The Tesla Inc. chief executive made his pitch to select shareholders in a series of video calls, with a focus on actively managed funds, the people said, in hopes that they could sway the company’s decision.
Mr. Musk said he sees no way Twitter management can get the stock to his offer price on its own, given the issues in the business and a persistent inability to correct them. It couldn’t be learned if he detailed specific steps he would take, though he has tweeted about wanting to reduce the platform’s reliance on advertising, as well as to make simpler changes such as allowing longer tweets.

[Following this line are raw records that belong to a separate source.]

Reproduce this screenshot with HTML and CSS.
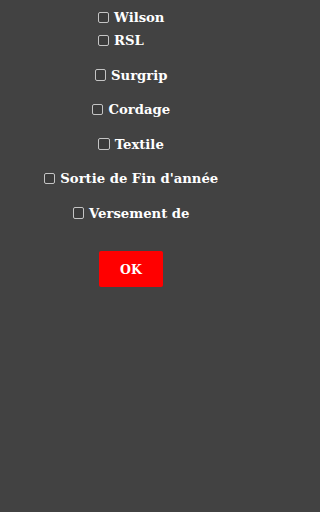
FILE: index.html
```html
<!DOCTYPE html>
<html lang="fr">
<head>
<meta charset="utf-8">
<title>Choix</title>
<link rel="stylesheet" href="styles.css">
</head>
<body>
<div class="list">
  <div class="group">
    <label class="row tight"><span class="box"></span>Wilson</label>
    <label class="row"><span class="box"></span>RSL</label>
  </div>
  <label class="row"><span class="box"></span>Surgrip</label>
  <label class="row"><span class="box"></span>Cordage</label>
  <label class="row"><span class="box"></span>Textile</label>
  <label class="row"><span class="box"></span>Sortie de Fin d'année</label>
  <label class="row"><span class="box"></span>Versement de</label>
  <button class="ok">OK</button>
</div>
</body>
</html>
```
FILE: styles.css
```css
html, body {
  margin: 0;
  background: #424242;
  height: 100%;
}
.list {
  width: 262px;
  display: flex;
  flex-direction: column;
  align-items: center;
  padding-top: 6px;
  font-family: "DejaVu Serif", serif;
  font-weight: bold;
  font-size: 13.2px;
  color: #ffffff;
}
.group {
  display: flex;
  flex-direction: column;
  align-items: flex-start;
}
.row {
  display: flex;
  align-items: center;
  height: 23px;
  margin-bottom: 11.5px;
}
.row.tight {
  margin-bottom: 0;
}
.box {
  width: 9.5px;
  height: 9.5px;
  border: 1.5px solid #c4c4c4;
  border-radius: 2px;
  background: #3b3b3b;
  margin-right: 5px;
}
.ok {
  margin-top: 15px;
  width: 64px;
  height: 36px;
  background: #ff0000;
  color: #ffffff;
  border: none;
  border-radius: 2px;
  font-family: "DejaVu Serif", serif;
  font-weight: bold;
  font-size: 12.5px;
}
```
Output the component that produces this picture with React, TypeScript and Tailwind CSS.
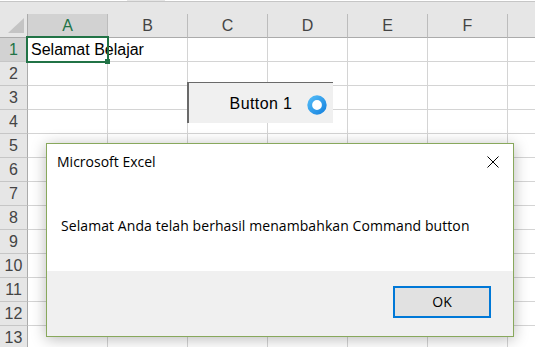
import React from "react";

const COLS = ["A", "B", "C", "D", "E", "F", "G"];
const ROWS = [1, 2, 3, 4, 5, 6, 7, 8, 9, 10, 11, 12, 13];

export default function App() {
  return (
    <div
      className="relative w-[535px] h-[347px] overflow-hidden bg-white"
      style={{ fontFamily: '"Liberation Sans", Arial, sans-serif' }}
    >
      {/* formula bar remnant */}
      <div className="h-[14px] bg-[#e6e6e6] flex flex-col">
        <div className="flex h-[1px]">
          <div className="w-[127px] bg-white" />
          <div className="w-[38px] bg-[#e6e6e6]" />
          <div className="flex-1 bg-white" />
        </div>
        <div className="h-[1px] bg-[#c6c6c6]" />
      </div>

      {/* sheet grid */}
      <div className="grid grid-cols-[28px_repeat(7,80px)] auto-rows-[24px] text-[16px] leading-[24px]">
        {/* corner */}
        <div className="relative bg-[#e6e6e6] border-r border-b border-[#ababab]">
          <svg className="absolute left-[8px] top-[4px]" width="16" height="15" viewBox="0 0 16 15">
            <polygon points="16,0 16,15 0,15" fill="#c4c4c4" />
          </svg>
        </div>
        {COLS.map((c) => (
          <div
            key={c}
            className={`text-center border-b border-b-[#ababab] border-r ${
              c === "A"
                ? "bg-[#d2d2d2] text-[#217346] border-r-[#bcbcbc]"
                : "bg-[#e6e6e6] text-[#444444] border-r-[#bcbcbc]"
            }`}
          >
            {c === "G" ? "" : c}
          </div>
        ))}
        {ROWS.map((r) => (
          <React.Fragment key={r}>
            <div
              className={`text-center border-r border-r-[#ababab] border-b border-b-[#c6c6c6] ${
                r === 1 ? "bg-[#d2d2d2] text-[#217346]" : "bg-[#e6e6e6] text-[#444444]"
              }`}
            >
              {r}
            </div>
            {COLS.map((c) => (
              <div
                key={c}
                className="border-r border-b border-[#d4d4d4] whitespace-nowrap overflow-visible pl-[3px] text-black"
              >
                {r === 1 && c === "A" ? "Selamat Belajar" : ""}
              </div>
            ))}
          </React.Fragment>
        ))}
      </div>

      {/* selected cell A1 */}
      <div className="absolute left-[26px] top-[36px] w-[83px] h-[27px] border-2 border-[#217346]" />
      <div className="absolute left-[105px] top-[59px] w-[5px] h-[5px] bg-[#217346]" />

      {/* Command button */}
      <div className="absolute left-[187px] top-[82px] w-[146px] h-[41px] bg-[#f0f0f0] border-t border-l-2 border-[#6a6a6a] flex items-center justify-center pt-[2px] text-[16px] tracking-[0.4px] text-black">
        Button 1
      </div>
      <svg className="absolute left-[307px] top-[95px]" width="20" height="20" viewBox="0 0 20 20">
        <defs>
          <linearGradient id="rg" x1="0" y1="0" x2="1" y2="1">
            <stop offset="0" stopColor="#4fb8f6" />
            <stop offset="1" stopColor="#1a86e0" />
          </linearGradient>
        </defs>
        <circle cx="10" cy="10" r="7.3" fill="white" stroke="url(#rg)" strokeWidth="4.8" />
      </svg>

      {/* Message box */}
      <div
        className="absolute left-[46px] top-[143px] w-[468px] h-[194px] border border-[#88a85c] bg-white shadow-[0_2px_14px_rgba(0,0,0,0.28)] flex flex-col text-[14px] leading-[20px] text-black"
        style={{ fontFamily: '"Open Sans", "Noto Sans", sans-serif' }}
      >
        <div className="h-[36px] flex items-center justify-between pl-[10px] pr-[14px]">
          <span>Microsoft Excel</span>
          <svg width="12" height="12" viewBox="0 0 12 12">
            <path d="M0.5 0.5L11.5 11.5M11.5 0.5L0.5 11.5" stroke="#000" strokeWidth="1" />
          </svg>
        </div>
        <div className="flex-1 pl-[14px] pt-[36px] tracking-[0.08px]">
          Selamat Anda telah berhasil menambahkan Command button
        </div>
        <div className="h-[65px] bg-[#f0f0f0] flex justify-end items-start pt-[15px] pr-[22px]">
          <div className="w-[98px] h-[32px] border-2 border-[#0078d7] bg-[#e1e1e1] flex items-center justify-center">
            OK
          </div>
        </div>
      </div>
    </div>
  );
}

To the shock of woke liberals everywhere who would enter a period of mourning should Musk become the news boss, the billionaire already has some shareholders rallying behind him following the meetings. Lauri Brunner, who manages Thrivent Asset Management LLC’s large-cap growth fund, sees Musk as a skilled operator. “He has an established track record at Tesla,” she said. “He is the catalyst to deliver strong operating performance at Twitter.” Minneapolis-based Thrivent has a roughly 0.4% stake in Twitter worth $160 million and is also a Tesla shareholder.
Picking up on a point we made last week, Jeff Gramm, a portfolio manager with Bandera Partners LLC, a New York hedge fund with about $385 million under management, said that Twitter’s board should engage with Mr. Musk since its stock has “gone nowhere” since the company went public eight years ago.
The firm last bought Twitter shares in February and owns about 950,000 overall, which accounts for about 11% of its portfolio.
Gramm said Twitter’s board can’t walk away from Mr. Musk’s offer without providing an alternative that gives real value to shareholders. “I’m not sure what can be at this stage besides finding a higher bid,” he said, which of course is true, but the probability that someone will offer more than Musk is very much, to loosely paraphrase Musk, “unsecured.”